A Broad, a Gun, and a Kid

I consider myself to be a cineaste, which I think means someone who watches films instead of movies. But there are a lot of holes in my education - for instance, I've never seen anything directed by John Cassavetes. Until Gloria.

I partly wanted to see this because it stars Gena Rowlands. I partly wanted to see it because of the plot, which gets recycled over and over: A tough woman has to protect a child she doesn't want (see Ultraviolet). Here's what I got:

New York, the end of the seventies, by Yankee Stadium. It's gritty, but green. Attractive but menacing. A woman is being followed. In her small apartment, her husband (Buck Henry) tells her they have to take the kids and leave, right away. There is a knock on the door.

It's not a mob hitman, it's their neighbor Gloria (Gena Rowlands). In her whiskey and cigarettes drawl, she asks to borrow some caaawfee. Before you know it, the family is dead, all killed by mob hitmen except for a 6 year old boy, and he and Gloria are on the run.

That's most of the setup except for this little twist: Gloria knows the mobsters that hit the family. They are her friends. She is connected. And when they come for the kid, she knows what to do - she opens fire first, and leaves them dead in a flaming wreck.

So that's the story - Gena Rowlands and a kid on the run from mobsters in New York. The rest is atmosphere and technique. Rowlands is brilliant - pure B-movie broad. She hates kids, never wanted to cross her friends, but won't let anyone get in her way. The kid, John Adames, is quite a little man - he is dressed in a kind of disco shirt and dress pants that come up high under his ribcage, so he looks more like a midget than a 6-year old. So, not always 100% believable as a kid whose family was just killed brutally. But who knows?

I took two things away from watching this:
  1. God, it was intense. Brutal!
  2. New York is a dangerous place, but very beautiful. The people can be harsh but they give. Gloria is constantly running into cabbies, bartenders and diner owners who help her out. Maybe it only works for good-looking broads of a certain age.

If Chins Could Talk

I guess I should start out: You either get Bruce Campbell or you don't. If you don't, you won't be interested in My Name Is Bruce.

The story is familiar - a small town is threatened, and they call on the only hero they know. But the hero is not a hero, he only plays one in movies. They have mistaken the character for the actor. I don't know how far this goes back, the only example I can think of is Three Amigos.

So, Bruce Campbell plays Bruce Campbell, a down-and-out, egotistical asshole of a C-movie actor. It is unclear how much of this is intended as fiction. He is kidnapped by a teen fan, who wants him to save the little town of Gold Lick from an undead monster (who has a little theme song and everything). Bruce takes this as a kind of joke/audience participation theater piece and plays along with it (like The Man Who Knew Too Little). He soon finds out that he's in way over his head. He tries to run away, but the teen fan's mom has an amazing rack... So it's time to go Ash on the monster.

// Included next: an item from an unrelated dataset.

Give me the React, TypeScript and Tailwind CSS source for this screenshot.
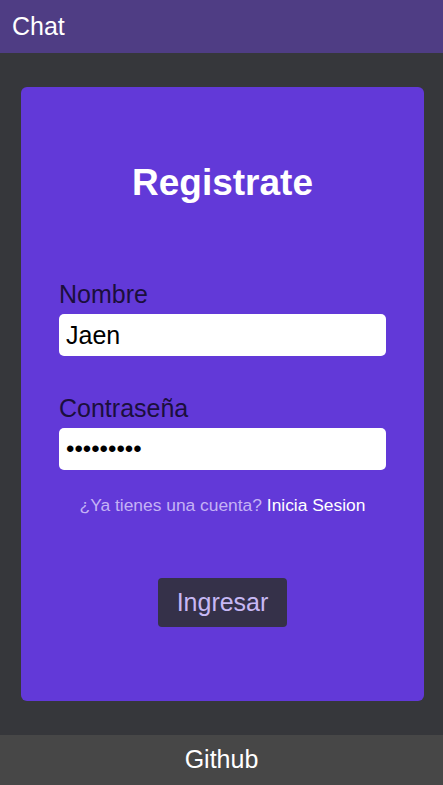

This little gem, directed by Campbell, is full of little Bruce Campbell in-jokes. For instance, he drinks "Shemp" brand bourbon. A "false Shemp" is Campbell/Raimi's term for an actor whose face isn't shown, who could be played by anyone. A lot of these jokes are explained in the "Making of" featurette: Heart of Dorkness. Since the movie is only about 70 minutes long, you should watch Heart as well. Besides, it's just about as funny as the movie.

In conclusion, a must for all Bruce Campbell fans. For non-fans, try Bubba Ho-Tep.


I have a few issues with Jet Li's The Enforcer.For one, Jet Li is not the Enforcer; there are no enforcers in the movie. I'll get to the other later.

Jet Li plays a Beijing undercover cop. Nobody knows his real job, not his sick wife or his 10-year old kung fu champion son. He sent to Hong Kong to infiltrate a gang by busting a gangster out of prison, so he leaves his son and wife to deal with the disgrace.

I generally don't care for family drama, but this is handled quite well. The Beijing backstreets are beautifully filmed, and the son is given a great treatment. And they deliver this without stinting on the action, with two good fight scenes in the first 20 minutes. I guess director Corey Yuen has the skill and the budget to pull off both.

In Hong Kong, Li gets involved in an outrageous melee, and is noticed by police detective Anita Mui. I know Mui from the iconic The Heroic Trio - co-starring with Maggie Cheung and Michelle Yeoh. She has unusual looks - a broken nose and bulging eyes, and she is not really a martial artist. Actually, she is a pop star, a sort of Hong Kong Madonna type. She's a good actress, however, and very magnetic. She passed away in 2003, and she'll be missed.

Investigating Li, she winds up in Beijing and befriends his wife and son. So when his wife dies (not really a spoiler, is that?), she takes his son back with her to Hong Kong. The upshot of this is the big finale, where Li and son take on all of the bad guys at once. This one scene makes the whole movie worthwhile.

My major gripe? - SPOILER - Li's wife dies mainly to clear the decks so he can end up with Mui. Couldn't they have waited a week or two?

In conclusion: Is Jet Li now my favorite martial arts movie star, beating out Jackie Chan? He is certainly a better actor, capable of drama and humor, while Chan only really excels at humor, and slapstick at that. He is equally fast and skillful, I would say, although at their level, it's hard for me to say. Chan still strikes me as a better fight choreographer. Oh Jet, Jackie, do I have to decide?